The Pfizer-BioNTech vaccine has received some level of approval in about 15 nations, including emergency authorization use in Bahrain, Britain, Canada and the United States, where it has begun to be administered to health care workers and high-risk populations. It is considered an unlicensed product, suitable for temporary use, because the benefits are seen as outweighing the risks due to the pandemic.

In Switzerland, there is no legal basis for emergency authorization, so its regulators approved it in a normal but fast-tracked licensing process. Drug makers are obliged to keep providing foll0w-up data so regulators can find any more side effects and how long the vaccines last.

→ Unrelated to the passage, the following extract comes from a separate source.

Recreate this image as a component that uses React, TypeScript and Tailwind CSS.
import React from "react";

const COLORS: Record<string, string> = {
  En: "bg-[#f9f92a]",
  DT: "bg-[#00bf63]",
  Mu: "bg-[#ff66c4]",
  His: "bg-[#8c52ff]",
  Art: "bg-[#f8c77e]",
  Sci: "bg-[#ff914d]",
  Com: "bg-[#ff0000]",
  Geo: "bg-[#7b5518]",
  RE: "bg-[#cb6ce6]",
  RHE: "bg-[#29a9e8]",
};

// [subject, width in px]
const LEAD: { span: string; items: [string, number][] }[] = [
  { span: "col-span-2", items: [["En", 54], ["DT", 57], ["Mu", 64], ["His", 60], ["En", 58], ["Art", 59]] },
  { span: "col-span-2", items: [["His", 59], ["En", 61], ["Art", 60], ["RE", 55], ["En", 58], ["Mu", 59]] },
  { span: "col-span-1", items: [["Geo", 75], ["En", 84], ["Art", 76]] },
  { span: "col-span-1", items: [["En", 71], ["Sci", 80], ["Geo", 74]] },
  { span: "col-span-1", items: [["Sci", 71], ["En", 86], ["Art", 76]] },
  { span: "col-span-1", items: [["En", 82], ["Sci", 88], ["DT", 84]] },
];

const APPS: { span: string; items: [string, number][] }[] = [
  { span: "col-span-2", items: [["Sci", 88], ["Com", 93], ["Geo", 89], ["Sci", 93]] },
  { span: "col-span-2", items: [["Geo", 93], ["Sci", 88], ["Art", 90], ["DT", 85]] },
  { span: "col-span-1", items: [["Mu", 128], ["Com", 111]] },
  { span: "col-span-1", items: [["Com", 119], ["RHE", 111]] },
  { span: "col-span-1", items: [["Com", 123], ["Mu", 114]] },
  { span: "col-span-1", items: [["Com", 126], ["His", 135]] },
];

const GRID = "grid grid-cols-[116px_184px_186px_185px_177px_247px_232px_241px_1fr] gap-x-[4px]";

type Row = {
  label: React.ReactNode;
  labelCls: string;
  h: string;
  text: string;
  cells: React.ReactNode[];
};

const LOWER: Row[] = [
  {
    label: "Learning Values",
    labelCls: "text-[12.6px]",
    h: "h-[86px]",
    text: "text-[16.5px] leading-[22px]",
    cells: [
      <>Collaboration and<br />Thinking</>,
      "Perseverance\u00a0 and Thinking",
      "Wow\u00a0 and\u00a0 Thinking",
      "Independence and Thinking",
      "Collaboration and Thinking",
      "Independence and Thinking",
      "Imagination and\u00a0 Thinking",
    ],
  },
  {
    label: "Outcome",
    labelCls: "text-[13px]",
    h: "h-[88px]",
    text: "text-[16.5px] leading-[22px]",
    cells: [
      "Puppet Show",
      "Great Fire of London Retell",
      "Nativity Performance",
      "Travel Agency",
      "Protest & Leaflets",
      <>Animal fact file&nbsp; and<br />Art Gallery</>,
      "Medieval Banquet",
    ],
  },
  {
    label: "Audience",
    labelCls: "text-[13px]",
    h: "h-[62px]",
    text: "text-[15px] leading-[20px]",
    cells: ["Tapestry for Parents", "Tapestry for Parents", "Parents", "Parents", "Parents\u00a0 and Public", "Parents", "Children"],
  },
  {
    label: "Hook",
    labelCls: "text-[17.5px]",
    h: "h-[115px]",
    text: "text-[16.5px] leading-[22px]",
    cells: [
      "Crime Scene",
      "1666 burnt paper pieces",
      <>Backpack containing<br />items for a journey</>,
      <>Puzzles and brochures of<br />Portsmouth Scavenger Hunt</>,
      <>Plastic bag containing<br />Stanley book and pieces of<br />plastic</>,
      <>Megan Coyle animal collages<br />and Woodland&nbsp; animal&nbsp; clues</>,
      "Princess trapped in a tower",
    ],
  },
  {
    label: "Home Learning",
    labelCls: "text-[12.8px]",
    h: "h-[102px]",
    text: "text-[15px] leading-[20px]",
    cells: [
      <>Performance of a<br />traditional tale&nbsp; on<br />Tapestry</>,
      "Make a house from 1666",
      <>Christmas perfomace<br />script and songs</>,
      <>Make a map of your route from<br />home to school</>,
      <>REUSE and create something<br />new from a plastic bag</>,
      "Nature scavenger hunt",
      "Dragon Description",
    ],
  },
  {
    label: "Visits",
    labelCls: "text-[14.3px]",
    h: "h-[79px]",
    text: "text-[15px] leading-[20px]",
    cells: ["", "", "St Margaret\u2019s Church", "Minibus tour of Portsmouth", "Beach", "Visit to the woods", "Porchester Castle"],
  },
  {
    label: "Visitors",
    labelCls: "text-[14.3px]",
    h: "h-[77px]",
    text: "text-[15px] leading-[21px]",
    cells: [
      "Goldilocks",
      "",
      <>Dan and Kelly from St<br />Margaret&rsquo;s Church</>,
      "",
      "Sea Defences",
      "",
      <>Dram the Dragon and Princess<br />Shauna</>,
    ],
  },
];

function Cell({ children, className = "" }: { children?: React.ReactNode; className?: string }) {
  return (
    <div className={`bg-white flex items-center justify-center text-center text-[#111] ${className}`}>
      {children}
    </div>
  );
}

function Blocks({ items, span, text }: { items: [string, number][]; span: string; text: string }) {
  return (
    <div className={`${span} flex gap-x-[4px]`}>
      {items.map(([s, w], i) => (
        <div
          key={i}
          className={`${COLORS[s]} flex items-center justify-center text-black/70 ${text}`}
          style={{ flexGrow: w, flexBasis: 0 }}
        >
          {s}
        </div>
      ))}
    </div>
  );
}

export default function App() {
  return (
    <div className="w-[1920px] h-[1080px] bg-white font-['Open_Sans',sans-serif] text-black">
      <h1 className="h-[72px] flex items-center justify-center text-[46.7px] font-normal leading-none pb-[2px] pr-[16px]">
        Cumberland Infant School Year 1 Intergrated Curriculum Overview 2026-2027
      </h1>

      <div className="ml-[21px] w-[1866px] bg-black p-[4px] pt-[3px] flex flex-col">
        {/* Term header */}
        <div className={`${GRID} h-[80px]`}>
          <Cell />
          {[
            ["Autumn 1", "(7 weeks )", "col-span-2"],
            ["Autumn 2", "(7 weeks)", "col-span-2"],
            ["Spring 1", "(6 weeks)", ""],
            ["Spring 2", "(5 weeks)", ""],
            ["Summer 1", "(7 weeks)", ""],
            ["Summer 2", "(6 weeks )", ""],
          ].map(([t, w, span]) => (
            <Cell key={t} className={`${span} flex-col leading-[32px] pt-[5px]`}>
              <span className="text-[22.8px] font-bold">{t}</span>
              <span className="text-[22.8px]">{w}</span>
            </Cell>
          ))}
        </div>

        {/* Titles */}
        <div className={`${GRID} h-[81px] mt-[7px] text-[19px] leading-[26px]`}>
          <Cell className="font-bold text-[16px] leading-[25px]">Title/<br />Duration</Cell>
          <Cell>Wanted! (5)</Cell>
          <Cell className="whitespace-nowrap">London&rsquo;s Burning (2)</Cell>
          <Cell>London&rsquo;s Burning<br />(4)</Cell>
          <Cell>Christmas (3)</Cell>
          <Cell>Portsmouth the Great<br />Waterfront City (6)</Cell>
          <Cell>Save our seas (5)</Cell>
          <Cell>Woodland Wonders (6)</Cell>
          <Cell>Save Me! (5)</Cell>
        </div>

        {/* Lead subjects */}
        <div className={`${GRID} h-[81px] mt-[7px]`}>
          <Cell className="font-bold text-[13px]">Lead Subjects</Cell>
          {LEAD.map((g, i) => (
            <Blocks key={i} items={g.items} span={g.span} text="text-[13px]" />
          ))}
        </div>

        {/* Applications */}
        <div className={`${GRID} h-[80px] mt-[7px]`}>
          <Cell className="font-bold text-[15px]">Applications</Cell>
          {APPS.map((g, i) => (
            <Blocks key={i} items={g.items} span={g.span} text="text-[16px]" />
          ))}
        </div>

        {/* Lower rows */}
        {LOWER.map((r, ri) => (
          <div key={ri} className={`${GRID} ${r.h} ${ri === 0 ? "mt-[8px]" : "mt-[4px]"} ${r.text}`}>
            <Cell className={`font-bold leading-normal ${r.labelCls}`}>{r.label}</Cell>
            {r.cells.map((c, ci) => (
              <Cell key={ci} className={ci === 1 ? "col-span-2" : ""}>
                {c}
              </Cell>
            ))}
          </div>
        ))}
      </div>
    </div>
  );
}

BioNTech and Pfizer offered 400 million doses to E.U. officials, who pre-ordered only half that amount with an option for 100 million more. That means more doses of the vaccine or others will be needed to immunize all of the E.U.'s 450 million inhabitants.

The World Health Organization’s director-general, Tedros Adhanom Ghebreyesus, has repeatedly said the breakneck speed with which the coronavirus vaccines have been developed is greatly encouraging, but it will still take a full range of tools such as tests, diagnostics and treatments to stop a virus that has infected 76.9 million people and killed 1.69 million people worldwide.